Economists will now be asking whether or not the latest employment data changes the Federal Reserve's plans to reduce its monthly bond purchases before the end of the year.

The U.S. central bank has said that a healthy labor market is a critical target to determine the path of monetary policy.

Katherine Judge, senior economist at CIBC, said that the Fed could still be on a course to taper its monthly bond purchases.

"Overall, this report suggests that there is enough private sector momentum that a QE tapering is still likely to be announced at the November FOMC," she said.

Andrew Hunter, Senior U.S. economist at Capital Economics, said that September’s employment report is probably “decent” enough for the Fed to start tapering its bond purchases before the end of the year.

However, he noted that it the data is not strong enough to warrant a rate hike anytime soon. He also warned that inflation pressure will be a lot stickier than the central bank currently expects.

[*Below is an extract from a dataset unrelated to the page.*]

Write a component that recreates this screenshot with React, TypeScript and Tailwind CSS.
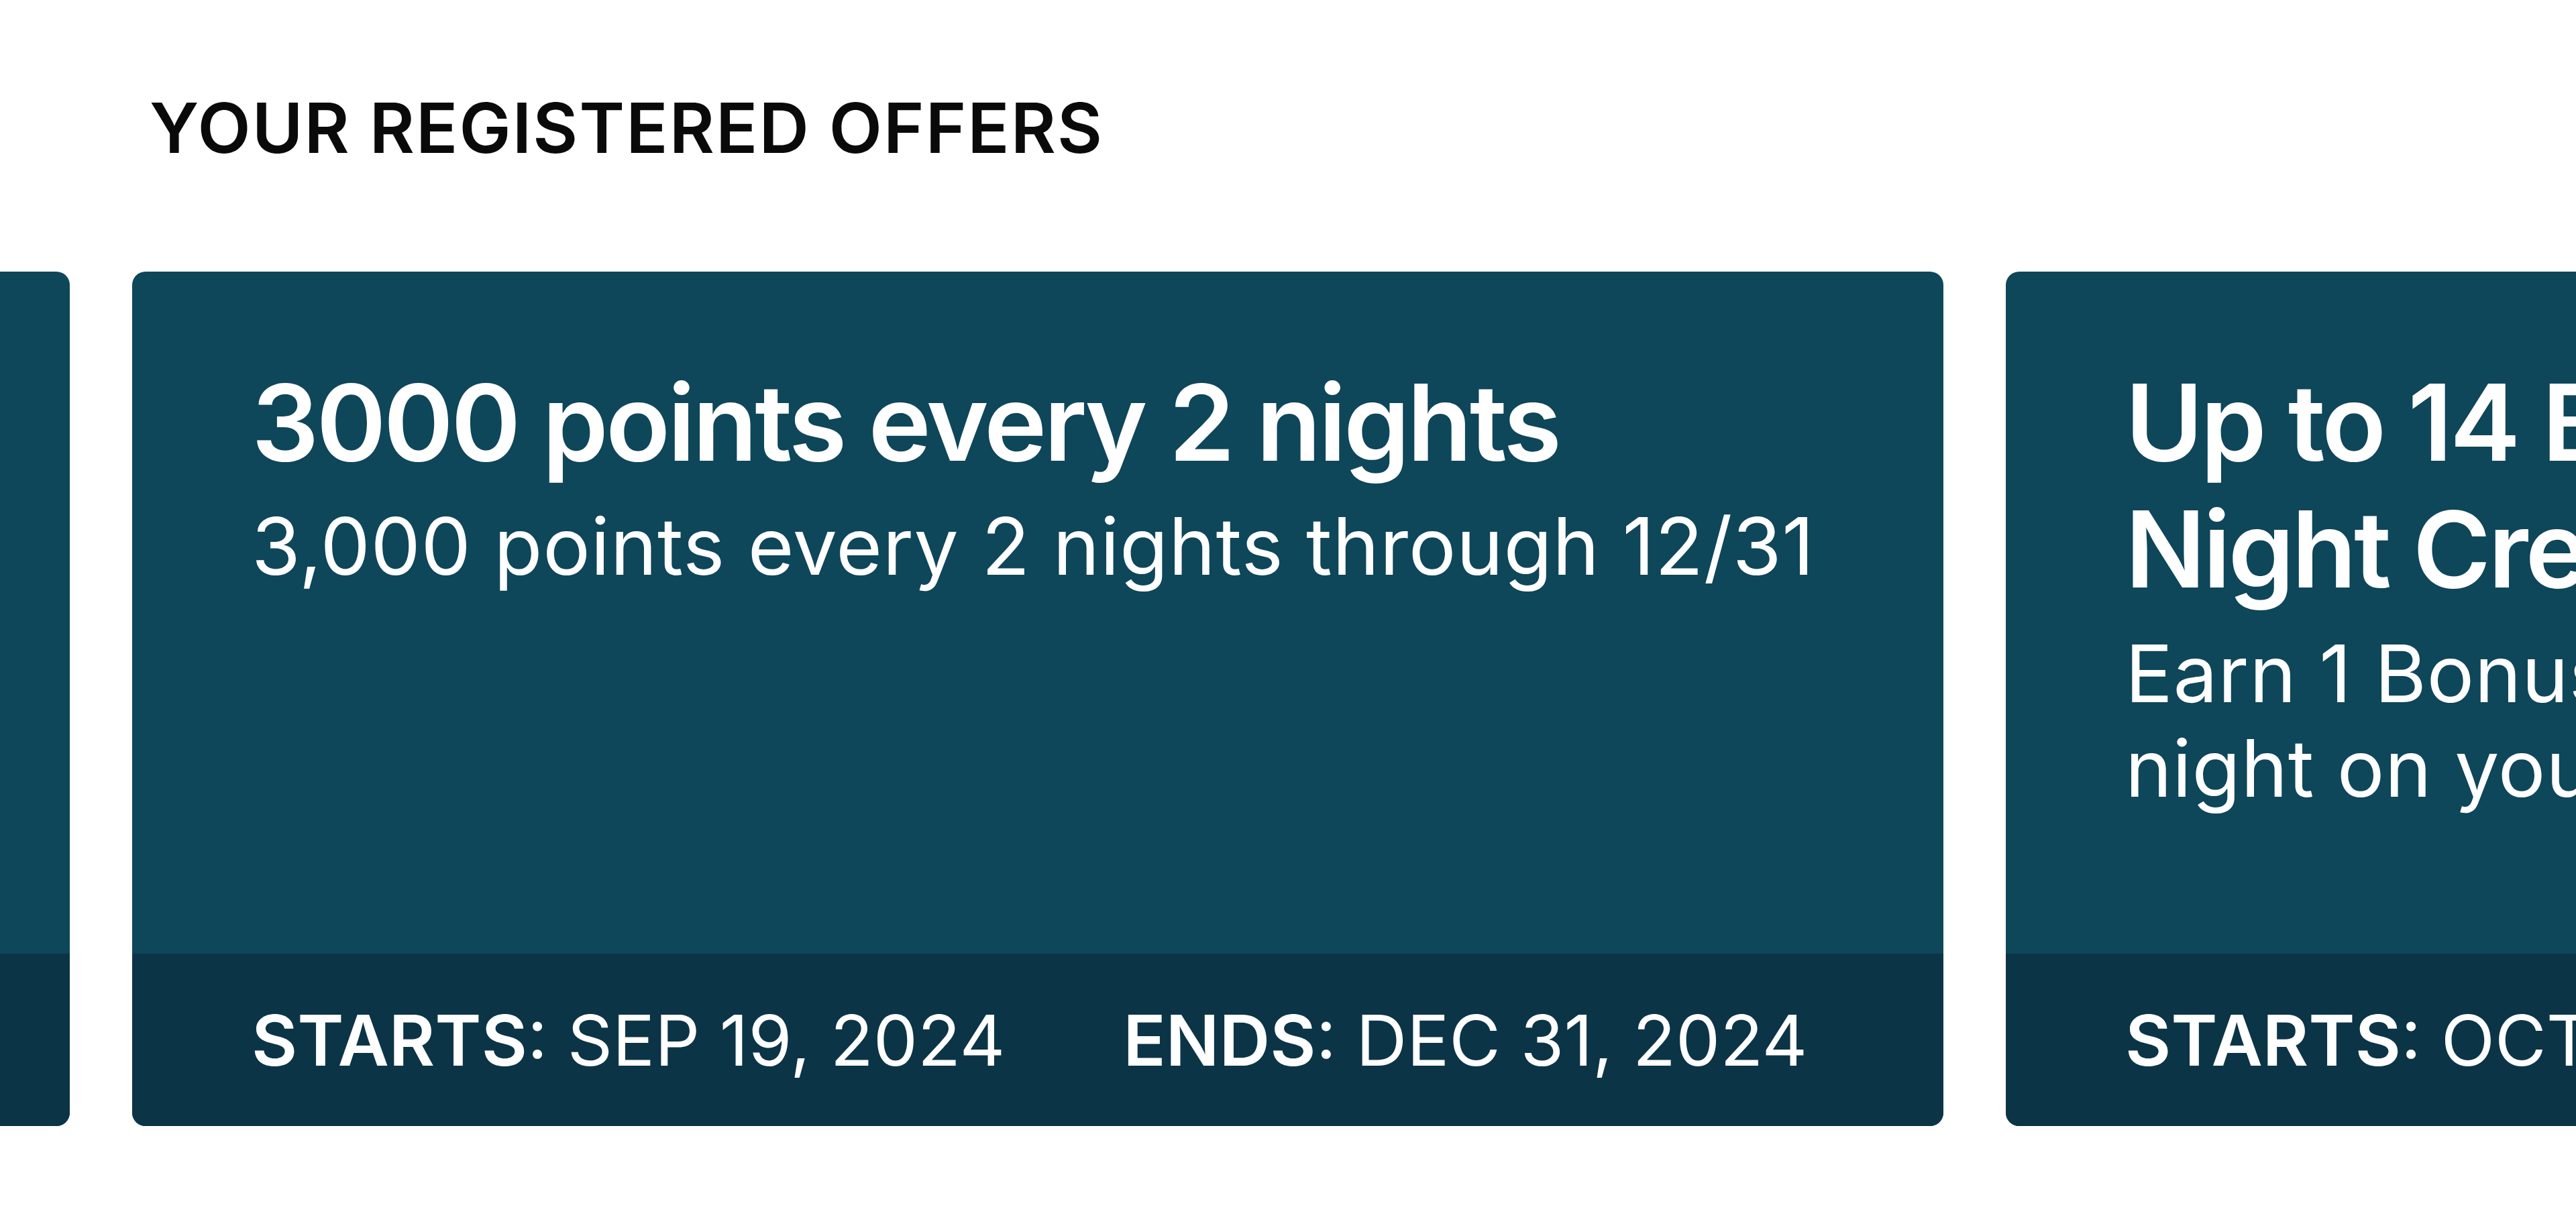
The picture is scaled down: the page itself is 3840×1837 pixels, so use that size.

“Alongside signs that activity growth is slowing sharply, at the same time as worsening labour shortages are putting serious upward pressure on wage growth, it looks set to leave Fed officials in an uncomfortable position over the coming months,” he said.

While tapering is still on the table, commodity analysts at TD Securities said that gold could see some short-covering as investors start to price the Fed’s inevitable shift in monetary policy further down the road.

Looking at U.S. monetary policy, the analysts said that there are plenty of reasons to hold gold.

“Looking beyond Fed pricing, higher wages and no rise in participation rate will keep the stagflation theme alive, and gold could be an ideal hedge against these rising stagflationary winds,” the analysts said. “As the global energy crisis intensifies, impacting the production of goods across the world and supply chains across Europe and Asia, reasons to own the yellow metal are growing more compelling.”